Your objective =>
What lines of the data include the string "that"? Copy them all.

Interface markup and scripts
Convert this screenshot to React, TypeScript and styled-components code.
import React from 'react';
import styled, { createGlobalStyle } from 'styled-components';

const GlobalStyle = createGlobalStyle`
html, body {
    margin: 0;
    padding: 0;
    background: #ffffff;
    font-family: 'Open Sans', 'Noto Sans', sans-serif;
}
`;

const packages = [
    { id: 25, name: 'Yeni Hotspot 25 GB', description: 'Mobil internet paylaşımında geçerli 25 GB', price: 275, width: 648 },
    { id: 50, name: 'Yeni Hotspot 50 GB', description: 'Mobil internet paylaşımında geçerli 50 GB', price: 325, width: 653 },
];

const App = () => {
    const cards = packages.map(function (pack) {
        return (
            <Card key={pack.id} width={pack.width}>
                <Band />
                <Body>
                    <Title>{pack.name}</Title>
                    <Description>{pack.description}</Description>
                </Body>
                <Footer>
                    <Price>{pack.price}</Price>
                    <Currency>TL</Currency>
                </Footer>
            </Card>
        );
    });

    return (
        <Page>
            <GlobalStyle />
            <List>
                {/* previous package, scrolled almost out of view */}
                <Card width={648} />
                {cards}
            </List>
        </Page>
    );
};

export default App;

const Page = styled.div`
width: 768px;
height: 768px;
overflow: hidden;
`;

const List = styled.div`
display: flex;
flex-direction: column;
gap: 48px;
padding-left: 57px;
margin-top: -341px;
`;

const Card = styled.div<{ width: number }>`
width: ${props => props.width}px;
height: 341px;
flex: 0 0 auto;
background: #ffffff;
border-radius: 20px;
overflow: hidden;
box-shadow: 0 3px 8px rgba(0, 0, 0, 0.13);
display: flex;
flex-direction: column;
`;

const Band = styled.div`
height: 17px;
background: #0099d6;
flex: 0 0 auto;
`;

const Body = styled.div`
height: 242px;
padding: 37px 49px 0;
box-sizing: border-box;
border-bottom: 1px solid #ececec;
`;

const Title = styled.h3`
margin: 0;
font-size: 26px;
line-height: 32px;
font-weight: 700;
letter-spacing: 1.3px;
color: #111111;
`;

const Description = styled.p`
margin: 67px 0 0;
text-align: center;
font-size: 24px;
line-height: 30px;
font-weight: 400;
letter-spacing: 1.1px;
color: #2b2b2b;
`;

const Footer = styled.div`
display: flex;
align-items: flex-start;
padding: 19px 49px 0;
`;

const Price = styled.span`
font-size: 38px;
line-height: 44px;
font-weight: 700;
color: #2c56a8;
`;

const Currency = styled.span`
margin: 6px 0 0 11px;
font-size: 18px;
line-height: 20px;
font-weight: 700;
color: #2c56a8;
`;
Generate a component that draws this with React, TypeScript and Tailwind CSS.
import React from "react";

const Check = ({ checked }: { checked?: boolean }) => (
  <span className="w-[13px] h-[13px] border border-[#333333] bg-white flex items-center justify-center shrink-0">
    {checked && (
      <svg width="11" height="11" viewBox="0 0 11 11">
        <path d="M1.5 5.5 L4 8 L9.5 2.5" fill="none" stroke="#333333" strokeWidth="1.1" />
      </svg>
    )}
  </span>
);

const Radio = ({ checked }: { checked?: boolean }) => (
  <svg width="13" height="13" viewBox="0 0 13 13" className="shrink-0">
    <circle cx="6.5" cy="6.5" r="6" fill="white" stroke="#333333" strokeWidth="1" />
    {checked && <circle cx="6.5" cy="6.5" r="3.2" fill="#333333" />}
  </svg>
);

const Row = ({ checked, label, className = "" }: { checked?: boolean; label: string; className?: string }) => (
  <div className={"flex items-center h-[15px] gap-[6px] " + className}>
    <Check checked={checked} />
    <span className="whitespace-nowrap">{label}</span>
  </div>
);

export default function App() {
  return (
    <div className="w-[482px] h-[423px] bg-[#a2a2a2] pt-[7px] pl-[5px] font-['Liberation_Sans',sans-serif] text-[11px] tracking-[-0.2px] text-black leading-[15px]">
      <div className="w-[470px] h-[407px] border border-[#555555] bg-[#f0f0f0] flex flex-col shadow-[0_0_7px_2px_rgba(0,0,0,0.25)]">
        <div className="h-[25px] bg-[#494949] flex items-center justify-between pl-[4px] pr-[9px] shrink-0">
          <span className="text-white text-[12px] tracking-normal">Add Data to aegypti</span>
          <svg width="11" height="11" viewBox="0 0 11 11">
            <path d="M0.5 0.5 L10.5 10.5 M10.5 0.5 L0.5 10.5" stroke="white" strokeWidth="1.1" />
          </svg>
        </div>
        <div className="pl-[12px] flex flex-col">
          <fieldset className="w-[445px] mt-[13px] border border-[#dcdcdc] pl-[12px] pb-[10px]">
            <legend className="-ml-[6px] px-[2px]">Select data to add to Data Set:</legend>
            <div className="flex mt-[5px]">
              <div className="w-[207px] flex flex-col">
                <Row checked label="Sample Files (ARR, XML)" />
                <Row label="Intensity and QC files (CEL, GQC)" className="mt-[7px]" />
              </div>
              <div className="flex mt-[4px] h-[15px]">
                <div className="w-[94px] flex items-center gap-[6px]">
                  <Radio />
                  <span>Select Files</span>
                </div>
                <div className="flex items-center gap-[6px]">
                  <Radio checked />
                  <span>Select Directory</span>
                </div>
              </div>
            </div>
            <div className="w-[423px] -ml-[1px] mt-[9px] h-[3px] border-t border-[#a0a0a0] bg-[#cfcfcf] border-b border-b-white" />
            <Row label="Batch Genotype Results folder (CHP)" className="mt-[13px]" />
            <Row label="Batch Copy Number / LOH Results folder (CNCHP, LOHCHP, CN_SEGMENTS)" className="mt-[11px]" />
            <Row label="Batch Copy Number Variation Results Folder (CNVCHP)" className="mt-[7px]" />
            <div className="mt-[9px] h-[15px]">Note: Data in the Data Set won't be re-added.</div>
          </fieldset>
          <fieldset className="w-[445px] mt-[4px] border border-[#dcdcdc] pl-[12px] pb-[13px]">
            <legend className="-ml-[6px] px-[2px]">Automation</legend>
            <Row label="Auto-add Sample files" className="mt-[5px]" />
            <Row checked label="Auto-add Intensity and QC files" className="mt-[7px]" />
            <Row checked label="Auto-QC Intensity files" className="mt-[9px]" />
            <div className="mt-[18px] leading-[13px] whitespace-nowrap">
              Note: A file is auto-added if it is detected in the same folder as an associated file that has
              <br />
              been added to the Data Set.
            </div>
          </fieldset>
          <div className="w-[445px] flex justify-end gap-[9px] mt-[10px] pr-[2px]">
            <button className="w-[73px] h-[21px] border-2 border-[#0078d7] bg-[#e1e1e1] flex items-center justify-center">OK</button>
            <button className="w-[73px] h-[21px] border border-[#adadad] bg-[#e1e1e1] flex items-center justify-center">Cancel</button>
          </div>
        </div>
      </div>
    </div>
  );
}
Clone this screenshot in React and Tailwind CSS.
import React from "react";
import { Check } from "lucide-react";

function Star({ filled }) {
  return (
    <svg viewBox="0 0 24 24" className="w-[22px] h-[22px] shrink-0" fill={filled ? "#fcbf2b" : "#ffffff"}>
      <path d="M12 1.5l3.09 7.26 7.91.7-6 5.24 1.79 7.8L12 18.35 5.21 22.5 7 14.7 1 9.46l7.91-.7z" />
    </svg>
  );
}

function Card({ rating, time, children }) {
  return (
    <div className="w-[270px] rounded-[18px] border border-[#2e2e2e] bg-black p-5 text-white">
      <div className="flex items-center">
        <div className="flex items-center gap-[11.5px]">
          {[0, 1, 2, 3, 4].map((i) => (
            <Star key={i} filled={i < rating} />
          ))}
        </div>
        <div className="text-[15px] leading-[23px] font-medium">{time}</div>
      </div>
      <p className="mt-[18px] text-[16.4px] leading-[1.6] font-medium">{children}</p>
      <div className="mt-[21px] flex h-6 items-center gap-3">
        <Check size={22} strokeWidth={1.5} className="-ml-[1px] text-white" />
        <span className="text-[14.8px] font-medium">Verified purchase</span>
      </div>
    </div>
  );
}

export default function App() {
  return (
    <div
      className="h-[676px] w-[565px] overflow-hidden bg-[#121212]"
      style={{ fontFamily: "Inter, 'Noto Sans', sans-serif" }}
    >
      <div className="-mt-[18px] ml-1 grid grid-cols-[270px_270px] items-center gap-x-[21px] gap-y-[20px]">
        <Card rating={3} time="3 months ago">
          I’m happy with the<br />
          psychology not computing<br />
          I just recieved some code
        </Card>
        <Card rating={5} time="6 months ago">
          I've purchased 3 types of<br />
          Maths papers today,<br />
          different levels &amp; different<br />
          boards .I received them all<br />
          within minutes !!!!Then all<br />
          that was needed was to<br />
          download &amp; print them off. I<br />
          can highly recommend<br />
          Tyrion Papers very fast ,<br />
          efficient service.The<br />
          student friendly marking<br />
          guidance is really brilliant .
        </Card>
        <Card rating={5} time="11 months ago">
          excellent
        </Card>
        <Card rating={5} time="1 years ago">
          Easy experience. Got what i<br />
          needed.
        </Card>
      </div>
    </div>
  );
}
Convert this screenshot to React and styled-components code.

Solution for this exercise =>
Generate a component that draws this with React, TypeScript and Tailwind CSS.
              Note: A file is auto-added if it is detected in the same folder as an associated file that has
          that was needed was to<br />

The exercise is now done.